Provided material>
_ _ _

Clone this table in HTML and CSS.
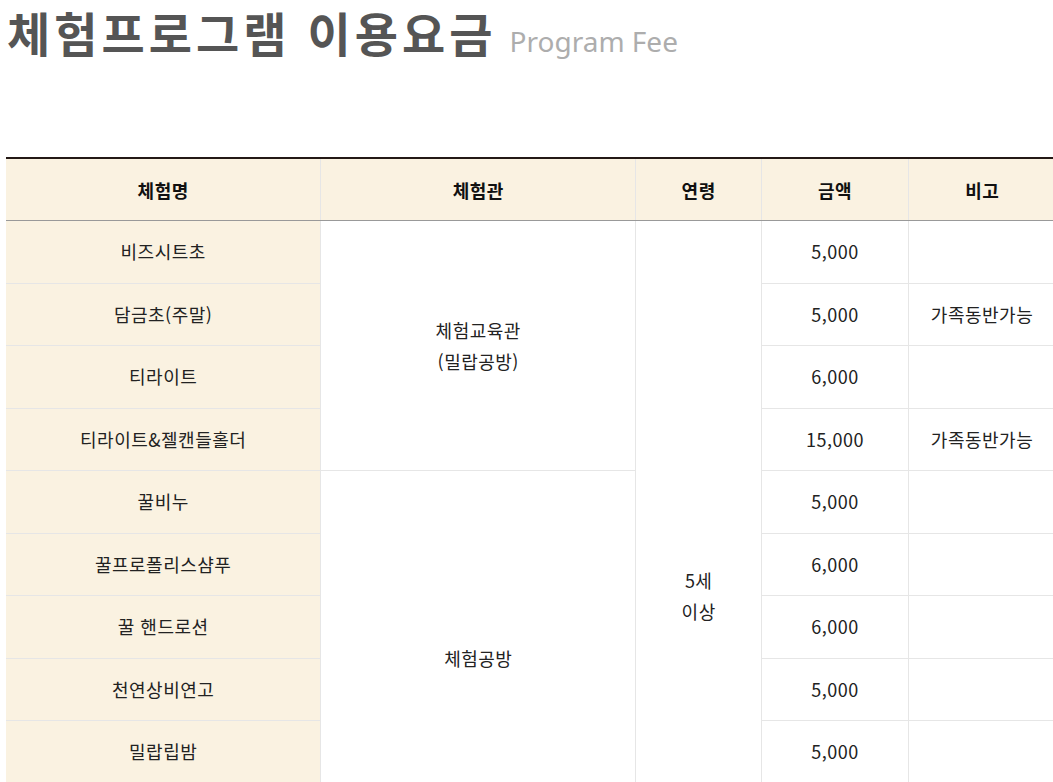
FILE: index.html
```html
<!DOCTYPE html>
<html lang="ko">
<head>
<meta charset="utf-8">
<title>체험프로그램 이용요금</title>
<link rel="stylesheet" href="styles.css">
</head>
<body>
<div class="page">
  <h2 class="title"><span class="main">체험프로그램 이용요금</span><span class="sub">Program Fee</span></h2>
  <table class="fee">
    <colgroup>
      <col class="c1"><col class="c2"><col class="c3"><col class="c4"><col class="c5">
    </colgroup>
    <thead>
      <tr><th>체험명</th><th>체험관</th><th>연령</th><th>금액</th><th>비고</th></tr>
    </thead>
    <tbody>
      <tr><td class="name">비즈시트초</td><td rowspan="4">체험교육관<br>(밀랍공방)</td><td rowspan="12">5세<br>이상</td><td>5,000</td><td></td></tr>
      <tr><td class="name">담금초(주말)</td><td>5,000</td><td>가족동반가능</td></tr>
      <tr><td class="name">티라이트</td><td>6,000</td><td></td></tr>
      <tr><td class="name">티라이트&amp;젤캔들홀더</td><td>15,000</td><td>가족동반가능</td></tr>
      <tr><td class="name">꿀비누</td><td rowspan="6">체험공방</td><td>5,000</td><td></td></tr>
      <tr><td class="name">꿀프로폴리스샴푸</td><td>6,000</td><td></td></tr>
      <tr><td class="name">꿀 핸드로션</td><td>6,000</td><td></td></tr>
      <tr><td class="name">천연상비연고</td><td>5,000</td><td></td></tr>
      <tr><td class="name">밀랍립밤</td><td>5,000</td><td></td></tr>
      <tr><td class="name">천연모기퇴치제</td><td>5,000</td><td></td></tr>
      <tr><td class="name">벌꿀화분만들기</td><td rowspan="2">야외체험장</td><td>5,000</td><td></td></tr>
      <tr><td class="name">꿀벌관찰</td><td>3,000</td><td></td></tr>
    </tbody>
  </table>
</div>
</body>
</html>
```
FILE: styles.css
```css
html { overflow: hidden; }
body {
  margin: 0;
  background: #fff;
  font-family: "Noto Sans CJK KR", "Noto Sans", sans-serif;
}
.page {
  padding: 0 0 0 6px;
}
.title {
  margin: 0;
  padding: 0 0 0 1px;
  height: 157px;
  box-sizing: border-box;
  display: flex;
  align-items: baseline;
  gap: 17px;
  font-weight: 700;
  white-space: nowrap;
}
.main {
  font-size: 47px;
  line-height: 64px;
  color: #555;
  letter-spacing: 4px;
  margin-right: -4px;
}
.sub {
  font-family: "Noto Sans", sans-serif;
  font-weight: 400;
  font-size: 28px;
  line-height: 40px;
  color: #adadad;
}
.fee {
  width: 1050px;
  border-collapse: collapse;
  table-layout: fixed;
  border-top: 2px solid #231815;
  font-size: 18px;
  letter-spacing: 0.5px;
  color: #222;
}
.c1, .c2 { width: 30%; }
.c3 { width: 12%; }
.c4, .c5 { width: 14%; }
.fee th {
  height: 61px;
  padding: 0;
  background: #faf2e1;
  font-weight: 700;
  color: #111;
  border-left: 1px solid #e6e6e6;
  border-bottom: 1px solid #999;
}
.fee th:first-child { border-left: none; }
.fee td {
  height: 61.5px;
  padding: 0;
  text-align: center;
  line-height: 31px;
  border: 1px solid #e6e6e6;
}
.fee td.name {
  background: #faf2e1;
  border-left: none;
}
```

_ _ _

Objective>
Output an exact copy of the material, with the pictures removed.

Output of the task>
Clone this table in HTML and CSS.
FILE: index.html
```html
<!DOCTYPE html>
<html lang="ko">
<head>
<meta charset="utf-8">
<title>체험프로그램 이용요금</title>
<link rel="stylesheet" href="styles.css">
</head>
<body>
<div class="page">
  <h2 class="title"><span class="main">체험프로그램 이용요금</span><span class="sub">Program Fee</span></h2>
  <table class="fee">
    <colgroup>
      <col class="c1"><col class="c2"><col class="c3"><col class="c4"><col class="c5">
    </colgroup>
    <thead>
      <tr><th>체험명</th><th>체험관</th><th>연령</th><th>금액</th><th>비고</th></tr>
    </thead>
    <tbody>
      <tr><td class="name">비즈시트초</td><td rowspan="4">체험교육관<br>(밀랍공방)</td><td rowspan="12">5세<br>이상</td><td>5,000</td><td></td></tr>
      <tr><td class="name">담금초(주말)</td><td>5,000</td><td>가족동반가능</td></tr>
      <tr><td class="name">티라이트</td><td>6,000</td><td></td></tr>
      <tr><td class="name">티라이트&amp;젤캔들홀더</td><td>15,000</td><td>가족동반가능</td></tr>
      <tr><td class="name">꿀비누</td><td rowspan="6">체험공방</td><td>5,000</td><td></td></tr>
      <tr><td class="name">꿀프로폴리스샴푸</td><td>6,000</td><td></td></tr>
      <tr><td class="name">꿀 핸드로션</td><td>6,000</td><td></td></tr>
      <tr><td class="name">천연상비연고</td><td>5,000</td><td></td></tr>
      <tr><td class="name">밀랍립밤</td><td>5,000</td><td></td></tr>
      <tr><td class="name">천연모기퇴치제</td><td>5,000</td><td></td></tr>
      <tr><td class="name">벌꿀화분만들기</td><td rowspan="2">야외체험장</td><td>5,000</td><td></td></tr>
      <tr><td class="name">꿀벌관찰</td><td>3,000</td><td></td></tr>
    </tbody>
  </table>
</div>
</body>
</html>
```
FILE: styles.css
```css
html { overflow: hidden; }
body {
  margin: 0;
  background: #fff;
  font-family: "Noto Sans CJK KR", "Noto Sans", sans-serif;
}
.page {
  padding: 0 0 0 6px;
}
.title {
  margin: 0;
  padding: 0 0 0 1px;
  height: 157px;
  box-sizing: border-box;
  display: flex;
  align-items: baseline;
  gap: 17px;
  font-weight: 700;
  white-space: nowrap;
}
.main {
  font-size: 47px;
  line-height: 64px;
  color: #555;
  letter-spacing: 4px;
  margin-right: -4px;
}
.sub {
  font-family: "Noto Sans", sans-serif;
  font-weight: 400;
  font-size: 28px;
  line-height: 40px;
  color: #adadad;
}
.fee {
  width: 1050px;
  border-collapse: collapse;
  table-layout: fixed;
  border-top: 2px solid #231815;
  font-size: 18px;
  letter-spacing: 0.5px;
  color: #222;
}
.c1, .c2 { width: 30%; }
.c3 { width: 12%; }
.c4, .c5 { width: 14%; }
.fee th {
  height: 61px;
  padding: 0;
  background: #faf2e1;
  font-weight: 700;
  color: #111;
  border-left: 1px solid #e6e6e6;
  border-bottom: 1px solid #999;
}
.fee th:first-child { border-left: none; }
.fee td {
  height: 61.5px;
  padding: 0;
  text-align: center;
  line-height: 31px;
  border: 1px solid #e6e6e6;
}
.fee td.name {
  background: #faf2e1;
  border-left: none;
}
```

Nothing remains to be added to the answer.